Mismatch formazione/lavoro
A complicare il quadro, i circa 2 milioni di disoccupati in cerca di impiego e gli inattivi spesso non hanno le competenze richieste dalle aziende. È pur vero che nella maggior parte dei casi le scarse competenze sono concentrate nelle persone più vicine alla pensione, mentre i giovani hanno titoli di studio più alti, ma è altrettanto vero che, non sempre, al titolo corrisponde la preparazione necessaria alle aziende. «È un problema che viene denunciato da anni, si sta quasi cronicizzando – spiega Riccardo Giovani, direttore politiche lavoro di Confartigianato Imprese –. Le cause sono sempre le stesse, dalla denatalità al disallineamento delle competenze richieste dalle aziende e offerte dalla scuola. E resta l’ostracismo culturale delle famiglie soprattutto per le professioni tecniche». Si cercano vie per utilizzare al meglio la forza lavoro derivante dall’immigrazione, con percorsi ad hoc e di lingua e sono state fatte alcune sperimentazioni di scuole professionalizzanti in loco per importare competenze già formate. «Noi come Confartigianato abbiamo avuto esperienze degne di nota in scuole di mestieri in Etiopia, ma non possono essere lasciate alla buona volontà di pochi, devono cooperare le aziende, il mondo associativo e le istituzioni».
A caccia di Stem
Altri dati di rilievo emergono dalla ricerca condotta dall’ Osservatorio Stem “Rethink Ste(a)m education – A sustainable future through scientific, tech and humanistic skills” promosso da Fondazione Deloitte, da cui emerge che in Italia solo il 24,5% dei laureati è Stem e tra le laureate, solo il 15%. Deve essere poi tenuta in considerazione anche la componente settoriale. Nell’industria è occupato il 25% di lavoratori uomini, mentre le donne costituiscono solo il 12%. In contrasto al settore dei servizi – con esclusione del commercio e dell’ospitalità – dove il 68% degli occupati è donna. Questi squilibri andranno a pesare sui meccanismi di sostituzione. Molti dei ragazzi e delle ragazze intervistate rimangono intrappolati in vecchi stereotipi secondo cui le materie Stem sono più difficili e richiedono più tempo e risorse economiche. Persiste l’idea che siano materie non adatte a tutti e, secondo alcuni, non adatte alle ragazze: la ricerca evidenzia infatti che il 50% delle studentesse intervistate riconosce la presenza di stereotipi di genere che disincentivano le donne rispetto all’avvio di un percorso di studi in ambito Stem, mentre il dato scende al 24% se gli intervistati sono studenti maschi.
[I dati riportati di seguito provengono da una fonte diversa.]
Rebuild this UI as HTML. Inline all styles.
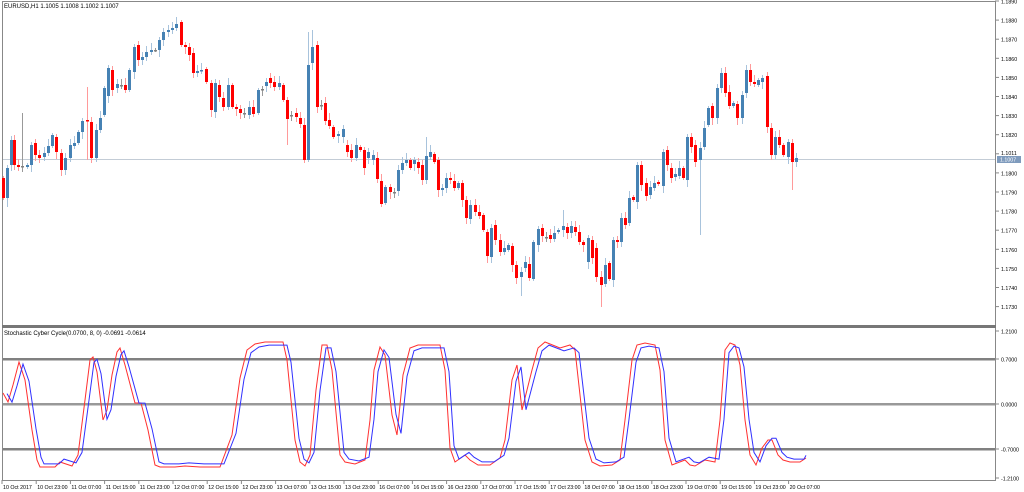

La riforma degli istituti tecnici e professionali
La politica un passo in avanti lo ha fatto varando la riforma degli istituti tecnici e professionali (L.99/2022) con l’obiettivo di adeguare continuamente i curricula degli studenti alle esigenze in termini di competenze del settore produttivo nazionale orientandoli anche verso le innovazioni introdotte dal Piano nazionale Industria 4.0, in un’ottica di sostenibilità ambientale. La riforma dei tecnici che partirà nel 2024 ridurrà i percorsi da cinque a quattro anni più due anni negli ITS. Punta a rafforzare nei tecnici le competenze Stem, offrire tempi scuola più flessibili, un patto di rete tra gli attori del territorio e un’apertura all’internazionalizzazione. Anche gli istituti professionali saranno coinvolti nel processo di internazionalizzazione, puntando sulla individualizzazione dei percorsi. Una riforma che richiederà docenti ri-formati per stare al passo con le nuove esigenze della scuola.